He’s also at his best when his writing appeals directly to the senses. Short of Hemingway I don’t think I’ve read anyone who’s better at writing about food, from the apple pie in On the Road (“it was getting better as I got deeper into Iowa, the pie bigger, the ice cream richer”) to the breakfast he cooks for himself in The Railroad Earth:

“and make raisin toast by sitting it on a little wire I’d specially bent to place over the hotplate, the toast crackled up, there, I spread margarine on the still red hot toast and it too would crackle and sink in the golden, among burnt raisins and this was my toast. Then two eggs gently slowly fried in soft margarine in my little skidrow frying pan about half as thick as a dime in fact less, a little piece of tiny tin you could bring on a camp trip—the eggs slowly fluffed in there and swelled from butter steams and I threw garlic salt on them and when they were ready the yellow of them had been slightly filmed with a cooked white at the top from the tin cover I’d put over the frying pan, so now they were ready, and out they came, I spread them out on top of my already prepared potatoes which had been boiled in small pieces and then mixed with the bacon I’d already fried in small pieces, kind of raggedly mashed bacon potatoes, with eggs on top steaming, and on the side lettuce, with peanut nearby on side.”

This is the stuff that I love. It’s so simple. The guy devotes an entire page long paragraph to the breakfast he cooks for himself. That appetite too. You read that and suddenly you’re hungry, he’s great at that type of thing. If Kerouac writes about bowling, suddenly you want to go bowling.

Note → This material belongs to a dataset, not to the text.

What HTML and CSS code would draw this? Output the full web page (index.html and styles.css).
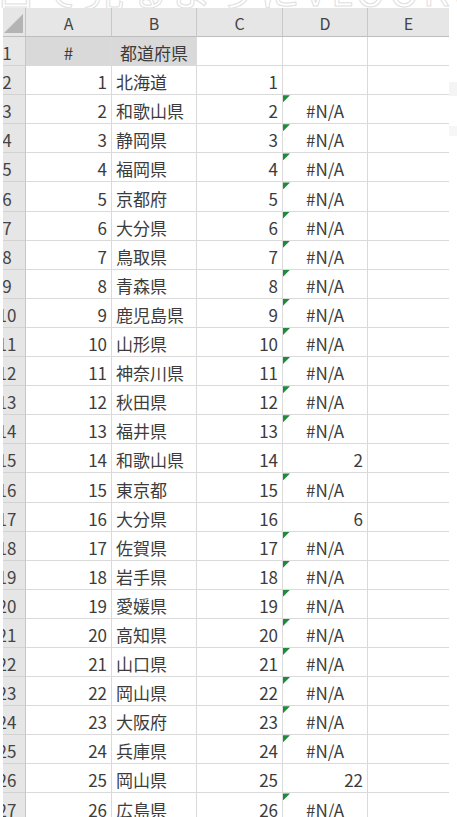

Now I also should say there’s also a lot to Kerouac’s oeuvre that hasn’t exactly held up for me in the last seven years since I first read him, and specifically a lot of what I don’t like is directly connected to what I love so much. There are times for me when his childlike wonder and optimism can drift into the proto-hippy abstract a little too much, times when I wish Jack would kind of see the world through more of a rational, adult point of view. There are also times when this rose-tinted POV and childlike appetite for adventure can cast a shadow on his ethics, such as the myriad number of scenes throughout On the Road when you just want to grab Jack by the collar and beat it into his head that Neal Cassady isn’t a good guy. He has three different wives with children all across the country and here he is still behaving like he’s a kid, manically running back and forth across the country answering to nobody and living solely in search of “kicks”. Not to mention the different times both he and Jack discuss wanting to have sex with high school girls. That stuff pretty obviously can’t be reconciled. And as much as I’d like to section off the Jack Kerouac that I love and admire from the Jack Kerouac that makes me want to gag and regret ever mentioning that he’s a literary hero of mine, that’s just not possible. Those parts are connected.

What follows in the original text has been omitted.